By writing a parametric system in Grasshopper that related percentage of glazing, number of panels and panel density along the façade, the team produced several iterations that manipulated the pattern of panels around the building’s perimeter. The density of panels was ultimately informed most, however, by solar exposure and programmatic desires.
An iteration was selected (below, right) that provided an average of 60% glazing along the south façades, creating a light-filled environment in the main lab spaces, and an average of 40% glazing on the north facades, along the more private office spaces. The density of panels also dissipated towards the gap between the two buildings to reinforce the conceptual stretching that pulled the buildings apart from one another.
Iteration 1, Iteration 7
Unwrapped Iterations
The south façades are also cutout in strategic locations to provide easily accessible outdoor space for occupants on every floor. These recesses populate the southern façade in a seemingly random and organic way, but they still relate rigorously to the 11’-6” structural module of the buildings. They create depth and shadow, provide corner windows, create occasional balconies and intermittently open down to the sidewalk floor below.

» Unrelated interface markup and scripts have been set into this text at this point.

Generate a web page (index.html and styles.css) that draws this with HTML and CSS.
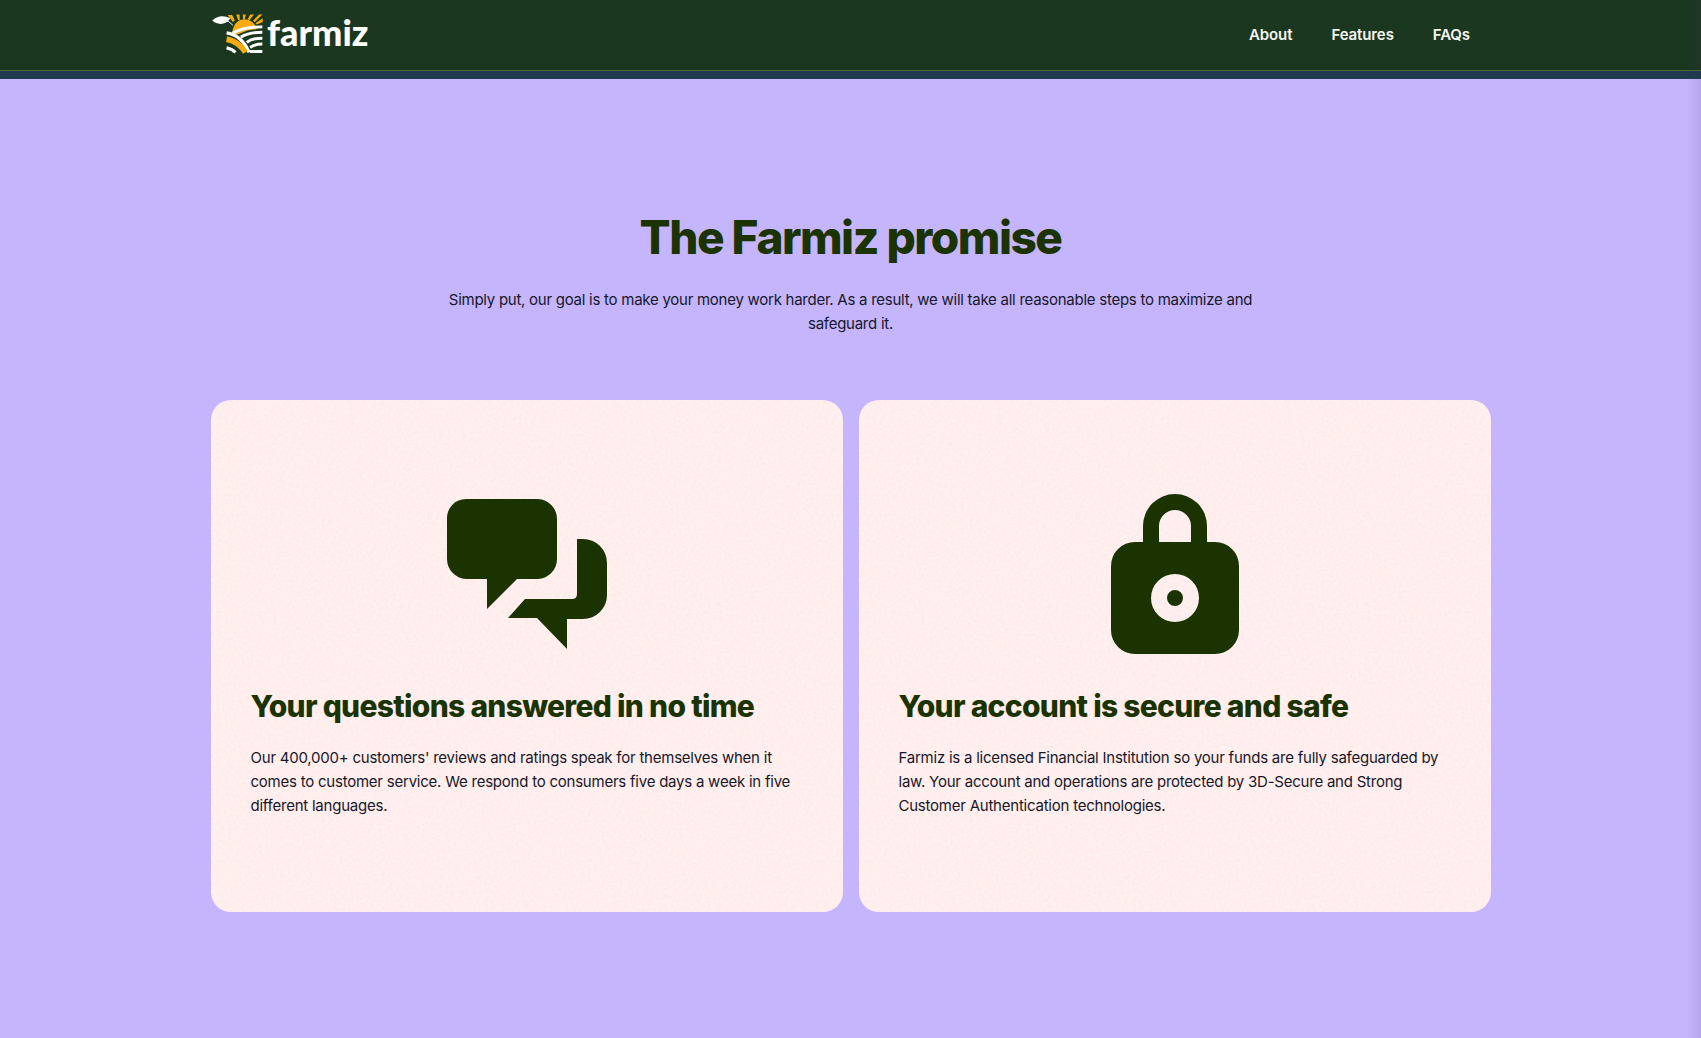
FILE: index.html
```html
<!DOCTYPE html>
<html lang="en">
<head>
    <meta charset="UTF-8">
    <meta name="viewport" content="width=device-width, initial-scale=1.0">
    <title>Farmiz</title>
    <link rel="stylesheet" href="styles.css">
</head>
<body>
    <header class="site-header">
        <div class="nav-bar">
            <a class="logo" href="#">
                <svg class="logo-mark" viewBox="60 40 160 122" width="53" height="41">
                    <path d="M64 62C76 48 98 44 118 55C108 74 80 78 64 62Z" fill="#fff"/>
                    <path d="M96 60Q116 62 126 76" fill="none" stroke="#fff" stroke-width="3"/>
                    <path d="M110 45H124L132 62L126 66ZM136 44H146L147 60H142ZM156 44H165L162 58H157ZM178 44H190L176 61L171 58ZM205 44H215L192 67L187 62ZM216 55V66L198 74L195 69Z" fill="#f5ac12"/>
                    <path d="M126 106A36 38 0 0 1 198 88L170 92L140 104Z" fill="#f5ac12"/>
                    <g fill="none">
                        <path d="M107 99C135 103 160 123 175 158" stroke="#fff" stroke-width="10"/>
                        <path d="M107 118C132 123 152 138 164 158" stroke="#f5ac12" stroke-width="17"/>
                        <path d="M107 144C118 147 128 152 134 158" stroke="#fff" stroke-width="9"/>
                        <path d="M125 100C150 86 185 81 215 81M150 112C170 100 195 97 215 97M168 128C180 118 200 115 215 115M178 143C190 135 205 133 215 133M178 155H215" stroke="#fff" stroke-width="9"/>
                    </g>
                </svg>
                <span class="logo-text">farmiz</span>
            </a>
            <nav class="nav-links">
                <a href="#">About</a>
                <a href="#">Features</a>
                <a href="#">FAQs</a>
            </nav>
        </div>
    </header>

    <main class="promise">
        <h1>The Farmiz promise</h1>
        <p class="intro">Simply put, our goal is to make your money work harder. As a result, we will take all reasonable steps to maximize and safeguard it.</p>

        <div class="cards">
            <section class="card">
                <div class="card-icon">
                    <svg viewBox="0 0 160 150" width="160" height="150">
                        <path d="M19 0H91A20 20 0 0 1 110 20V60A20 20 0 0 1 91 80H70L40 110V80H19A20 20 0 0 1 0 60V20A19 19 0 0 1 19 0Z" fill="#1b3300"/>
                        <path d="M130 40H136A24 24 0 0 1 160 64V96A24 24 0 0 1 136 120H120V150L90 119H61L78 100H125Q130 100 130 95Z" fill="#1b3300"/>
                    </svg>
                </div>
                <h2>Your questions answered in no time</h2>
                <p>Our 400,000+ customers' reviews and ratings speak for themselves when it comes to customer service. We respond to consumers five days a week in five different languages.</p>
            </section>
            <section class="card">
                <div class="card-icon">
                    <svg viewBox="0 0 128 160" width="128" height="160">
                        <path fill-rule="evenodd" d="M32 48V32A32 32 0 0 1 96 32V48H104A24 24 0 0 1 128 72V136A24 24 0 0 1 104 160H24A24 24 0 0 1 0 136V72A24 24 0 0 1 24 48ZM48 48H80V32A16 16 0 0 0 48 32ZM64 80A24 24 0 1 0 64 128A24 24 0 1 0 64 80ZM64 96A8 8 0 1 1 64 112A8 8 0 1 1 64 96Z" fill="#1b3300"/>
                    </svg>
                </div>
                <h2>Your account is secure and safe</h2>
                <p>Farmiz is a licensed Financial Institution so your funds are fully safeguarded by law. Your account and operations are protected by 3D-Secure and Strong Customer Authentication technologies.</p>
            </section>
        </div>
    </main>
</body>
</html>
```
FILE: styles.css
```css
* {
    box-sizing: border-box;
}
html, body {
    height: 100%;
}
body {
    margin: 0;
    font-family: "Inter", "Liberation Sans", sans-serif;
    background-color: #c4b5fd;
    color: #17172a;
    overflow: hidden;
}
/* faint shadow down the right edge of the window */
body::after {
    content: "";
    position: fixed;
    top: 0;
    right: 0;
    bottom: 0;
    width: 14px;
    background: linear-gradient(to right, rgba(60,40,90,0), rgba(60,40,90,0.1));
}
a {
    color: inherit;
    text-decoration: none;
}
.site-header {
    height: 79px;
    background-color: #1f3b4c;
}
.nav-bar {
    height: 71px;
    padding: 0 211px;
    display: flex;
    align-items: center;
    justify-content: space-between;
    background-color: #1c3720;
    border-bottom: 1px solid #4a663a;
}
.logo {
    display: flex;
    align-items: center;
    margin-top: -3px;
    color: white;
}
.logo-mark {
    display: block;
}
.logo-text {
    font-family: "Lato", sans-serif;
    font-size: 36px;
    font-weight: 900;
    margin: -3px 0 0 3px;
}
.nav-links {
    display: flex;
    gap: 39px;
    margin: -2px 20px 0 0;
    font-size: 15px;
    font-weight: 600;
    letter-spacing: -0.1px;
    color: #f5f5f0;
}
.promise {
    width: 1280px;
    margin: 0 auto;
    padding-top: 130px;
}
h1 {
    margin: 0;
    color: #1b3300;
    font-size: 46px;
    font-weight: 800;
    letter-spacing: -1.5px;
    line-height: 56px;
    text-align: center;
}
.intro {
    width: 820px;
    margin: 23px auto 0;
    font-size: 15px;
    letter-spacing: -0.26px;
    line-height: 24px;
    text-align: center;
}
.cards {
    display: grid;
    grid-template-columns: 1fr 1fr;
    gap: 16px;
    margin-top: 64px;
}
.card {
    height: 512px;
    padding: 94px 40px 0;
    border-radius: 20px;
    background-color: #ffebea;
    background-image: url("data:image/svg+xml,%3Csvg xmlns='http://www.w3.org/2000/svg' width='300' height='300'%3E%3Cfilter id='n'%3E%3CfeTurbulence type='fractalNoise' baseFrequency='0.35' numOctaves='3' stitchTiles='stitch'/%3E%3CfeColorMatrix values='0 0 0 0 1 0 0 0 0 1 0 0 0 0 1 0 0 0 0.9 -0.3'/%3E%3C/filter%3E%3Crect width='300' height='300' filter='url(%23n)'/%3E%3C/svg%3E");
}
.card-icon {
    height: 160px;
    display: flex;
    align-items: center;
    justify-content: center;
}
.card h2 {
    margin: 32px 0 0;
    color: #1b3300;
    font-size: 30px;
    font-weight: 800;
    letter-spacing: -0.7px;
    line-height: 40px;
}
.card p {
    margin: 20px 0 0;
    font-size: 15px;
    letter-spacing: -0.23px;
    line-height: 24px;
}
```
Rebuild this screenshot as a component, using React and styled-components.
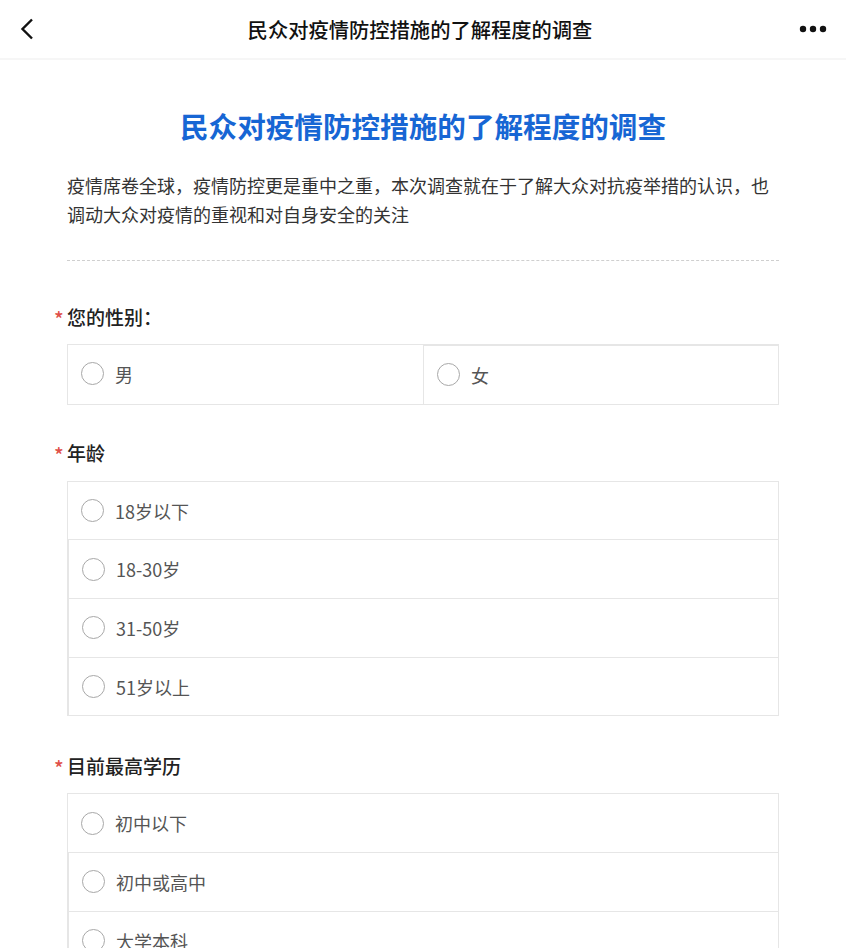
import React from "react";
import styled, { createGlobalStyle } from "styled-components";

const GlobalStyle = createGlobalStyle`
  body {
    margin: 0;
    background: #fff;
    font-family: "Noto Sans CJK SC", "Noto Sans", sans-serif;
  }
`;

const Header = styled.header`
  height: 60px;
  display: flex;
  align-items: center;
  justify-content: space-between;
  padding: 0 18px 0 12px;
  border-bottom: 2px solid #f6f6f6;
  box-sizing: border-box;
`;

const HeaderTitle = styled.h1`
  margin: 0;
  font-size: 20.3px;
  font-weight: 500;
  color: #111;
`;

const IconBtn = styled.div`
  width: 30px;
  height: 30px;
  display: flex;
  align-items: center;
  justify-content: center;
`;

const Main = styled.main`
  padding: 0 67px 40px;
`;

const Title = styled.h2`
  margin: 46px 0 0;
  text-align: center;
  font-size: 28.6px;
  line-height: 40px;
  font-weight: 700;
  color: #1766d4;
`;

const Desc = styled.p`
  margin: 25px 0 0;
  font-size: 18px;
  line-height: 29px;
  color: #333;
`;

const Divider = styled.hr`
  margin: 31px 0 0;
  border: none;
  border-top: 1px dashed #cfcfcf;
`;

const Question = styled.section`
  margin-top: ${(p) => p.$gap}px;
`;

const Label = styled.div`
  display: flex;
  align-items: center;
  height: 28px;
  font-size: 19px;
  font-weight: 500;
  color: #222;
  margin-left: -13px;
  margin-bottom: 14px;
`;

const Star = styled.span`
  color: #e0504a;
  font-size: 20px;
  line-height: 1;
  width: 13px;
  padding-top: 5px;
`;

const Options = styled.div`
  border: 1px solid #e6e6e6;
  display: grid;
  grid-template-columns: ${(p) => (p.$cols === 2 ? "1fr 1fr" : "1fr")};
`;

const Option = styled.label`
  height: 57.7px;
  display: flex;
  align-items: center;
  padding-left: 13px;
  gap: 11px;
  font-size: 18px;
  color: #555;
  & + & {
    ${(p) =>
      p.$cols === 2
        ? "border-left: 1px solid #e6e6e6;"
        : "border-top: 1px solid #e6e6e6;"}
  }
`;

const Radio = styled.span`
  width: 21px;
  height: 21px;
  border-radius: 50%;
  border: 1.5px solid #a8a8a8;
  flex-shrink: 0;
`;

const questions = [
  { label: "您的性别：", cols: 2, gap: 41, options: ["男", "女"] },
  { label: "年龄", cols: 1, gap: 34, options: ["18岁以下", "18-30岁", "31-50岁", "51岁以上"] },
  { label: "目前最高学历", cols: 1, gap: 35, options: ["初中以下", "初中或高中", "大学本科", "研究生及以上"] },
];

export default function App() {
  return (
    <>
      <GlobalStyle />
      <Header>
        <IconBtn>
          <svg width="14" height="22" viewBox="0 0 14 22">
            <path d="M12 1.5 L2.5 11 L12 20.5" fill="none" stroke="#111" strokeWidth="2.4" />
          </svg>
        </IconBtn>
        <HeaderTitle>民众对疫情防控措施的了解程度的调查</HeaderTitle>
        <IconBtn>
          <svg width="28" height="8" viewBox="0 0 28 8">
            <circle cx="4" cy="4" r="3.2" fill="#111" />
            <circle cx="14" cy="4" r="3.2" fill="#111" />
            <circle cx="24" cy="4" r="3.2" fill="#111" />
          </svg>
        </IconBtn>
      </Header>
      <Main>
        <Title>民众对疫情防控措施的了解程度的调查</Title>
        <Desc>
          疫情席卷全球，疫情防控更是重中之重，本次调查就在于了解大众对抗疫举措的认识，也调动大众对疫情的重视和对自身安全的关注
        </Desc>
        <Divider />
        {questions.map((q) => (
          <Question key={q.label} $gap={q.gap}>
            <Label>
              <Star>*</Star>
              {q.label}
            </Label>
            <Options $cols={q.cols}>
              {q.options.map((o) => (
                <Option key={o} $cols={q.cols}>
                  <Radio />
                  {o}
                </Option>
              ))}
            </Options>
          </Question>
        ))}
      </Main>
    </>
  );
}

The panels that populate these facades are custom-textured TAKTL Ultra High Performance Concrete, designed to capture light and shadow along the façade of the building. The team studied ways to manipulate pattern scale, shadow and texture depth using 3D modeling and physical mock-ups before arriving at the final panel design. By working with TAKTL’s production team, many variations could be studied in full scale mockups, milled out of Corian, before a full-size panel was cast of the final design. The edges of the TAKTL panels are also accented with a vibrant color to create a sophisticated accent, like the lining of a fine suit jacket.